La inversión en todos estos campos ha sido insuficiente y mala su planeación. No se ha construido una sola nueva refinería en 20 años y hoy se importa 40 por ciento de la gasolina que se consume. A esto se añade que se puede echar mano fácil de ese producto para elevar la recaudación fiscal; así, aumenta el precio cada mes y además se imponen alzas adicionales como la que entró en vigor el 6 de enero y que en un año y medio subirá otro 5.5 por ciento. Los precios controlados por el gobierno son un factor relevante del proceso de fijación de los precios en el conjunto de la economía y una clave en la determinación de las pobres condiciones de la productividad agregada.
Muchos de los contratos de gasto de inversión se hacen con empresas privadas bajo la forma de Proyectos de Impacto Diferido en el Gasto (Pidiregas) que tienen por efecto un alto costo en las finanzas públicas y comprometen una eficaz gestión financiera en Pemex.

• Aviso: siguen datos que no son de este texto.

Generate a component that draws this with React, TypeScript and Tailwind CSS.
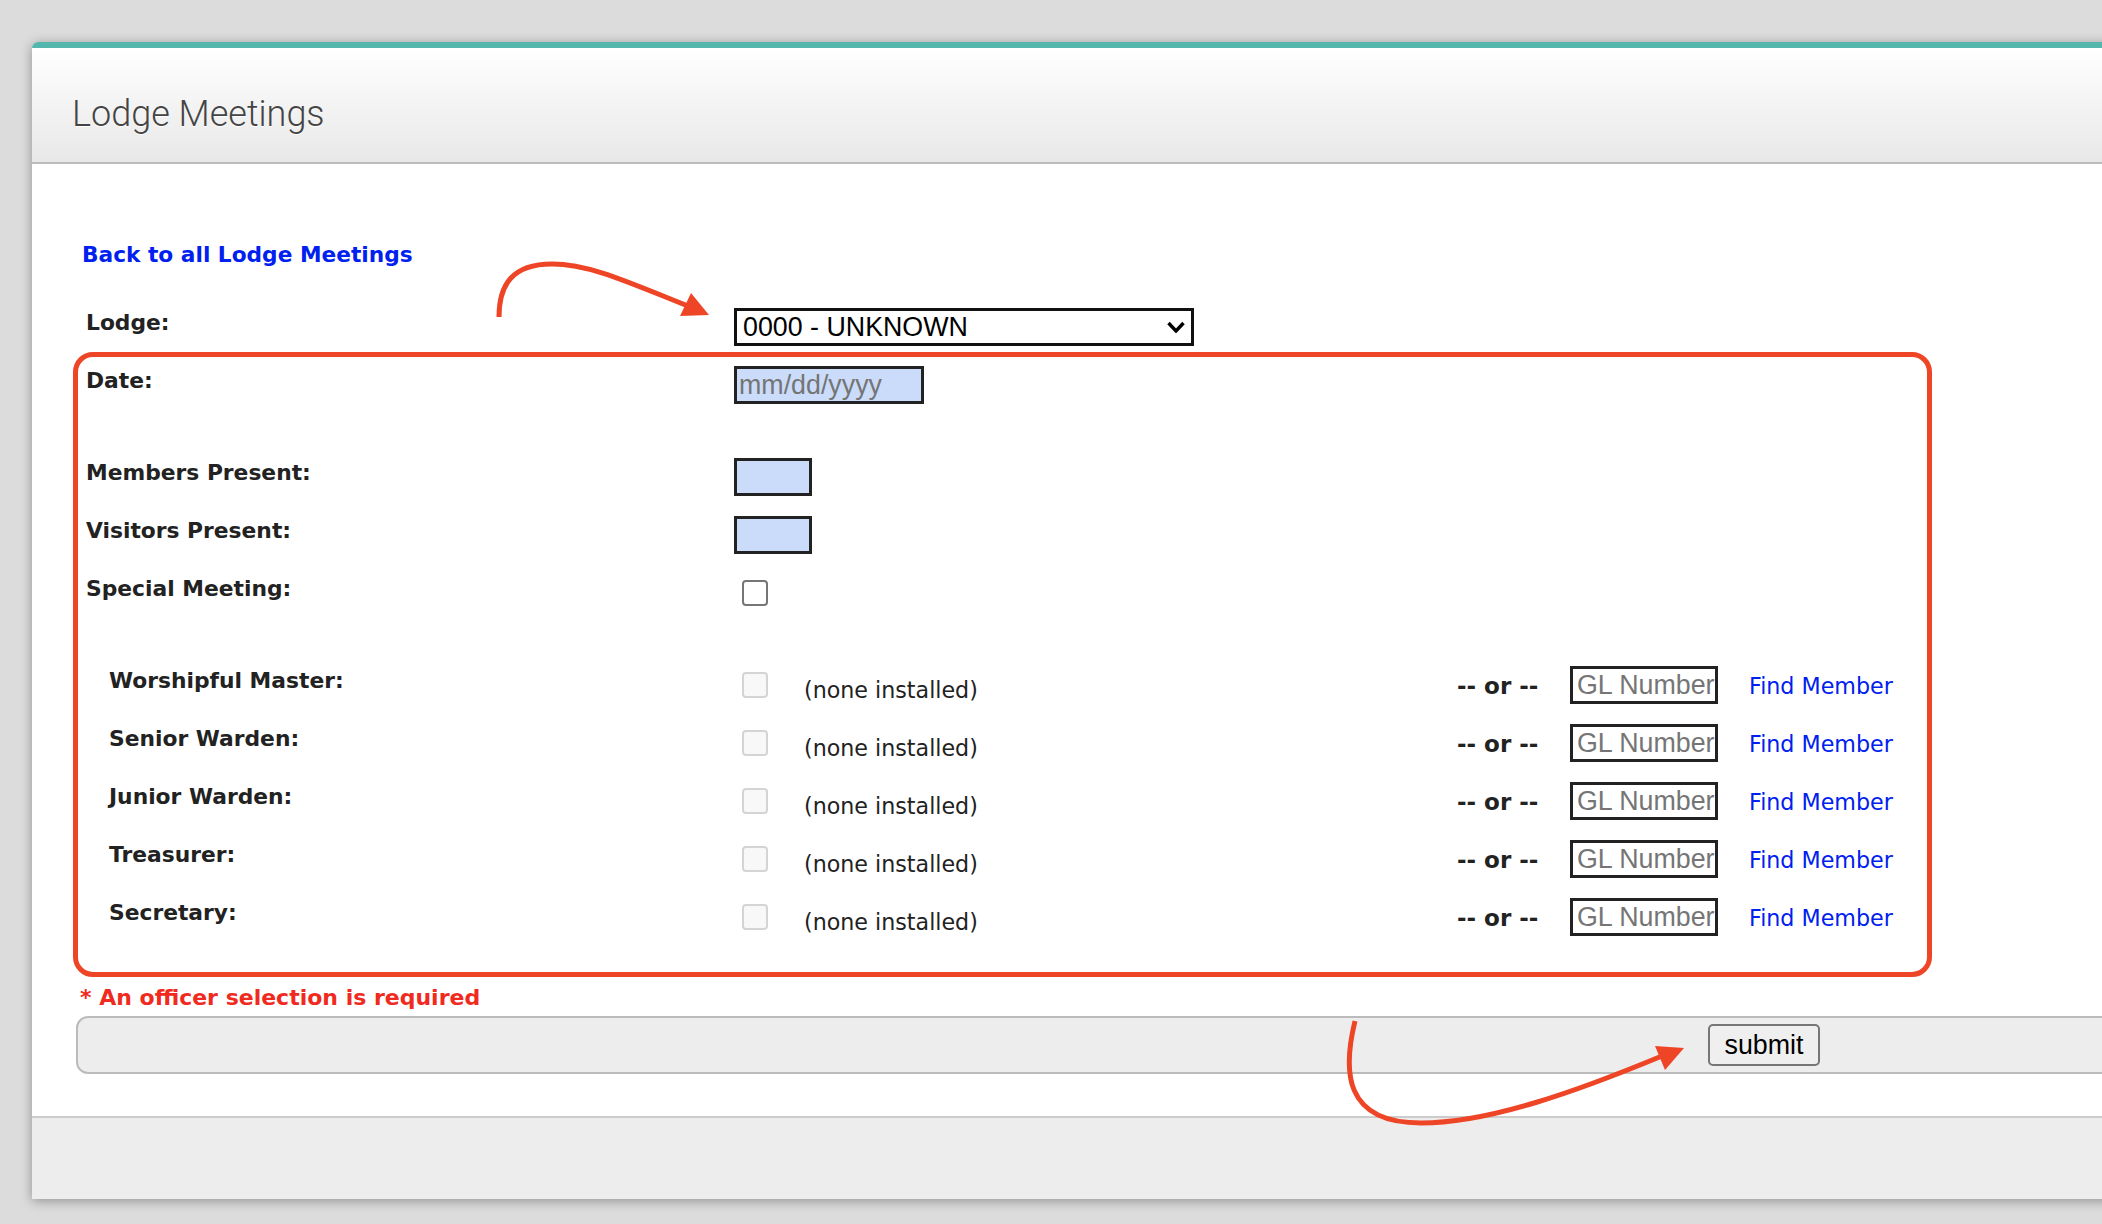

Súmese a esto la fragilidad de las instalaciones y los accidentes graves que se registran; la mala relación de la empresa con las comunidades en las que opera; la sangría de recursos por medios que van desde ordeñar los ductos, la concesión privilegiada de contratos, las cuestionables prácticas sindicales y de administración interna y el rezago creciente frente a otras empresas petroleras.
The Economist dice en su nota que Pemex parece un ministerio gubernamental mal dirigido. Ésa es una fuerte subestimación de la realidad, una forma clásica de la ironía británica que recuerda al mejor Swift. La industria petrolera mexicana es un desastre de grandes proporciones y fuertes repercusiones sociales. A su ineficiencia productiva intrínseca, con corrupción y mala gestión, se suma su sometimiento a una política pública con menos espacios para acomodarse a cualquier cosa que se asemeje a un proyecto de crecimiento ya no sólo viable, sino en un mínimo posible.
La influyente revista concluye sin dudas que “la solución obvia es privatizar la industria, pero que eso es políticamente imposible”. Por eso, insiste en que el gobierno debe suavizar el monopolio y respetar la Constitución. Apunta a las áreas de refinación, transporte y distribución, como se ha hecho en este último caso con el gas natural. Ya se ha avanzado por ese camino y puede avanzarse más por él. No obstante, eso no resuelve la cuestión. El petróleo y el conjunto del sector energético son un obstáculo serio para el desarrollo y, por cierto, no el único. Pero nadie rinde cuentas de décadas de lo que hoy, sin vacilar, es políticamente una cuestionable gestión.
El tipo de política pública que se instituyó en México desde mediados de la década de 1980 no superó las limitaciones del modelo previo. En cambio ha significado la imposición de una estricta disciplina social que reduce las posibilidades de organización efectiva frente a los costos de los sucesivos y permanentes ajustes. En este contexto no hay incrementos sustentables del bienestar general, y mientras se concentra la riqueza en un pequeño polo, lo que se distribuye cada vez mejor es la pobreza, la falta de oportunidades y de acceso a los recursos para un segmento creciente de la población. Pemex contribuye decisivamente a esa nueva configuración social como un instrumento de poder para administrar una economía y una sociedad con cada vez más restricciones. Y todo esto hasta que se agote el único recurso del que se puede derivar una renta (ya superada por las remesas) y cuyo uso es muy ineficiente.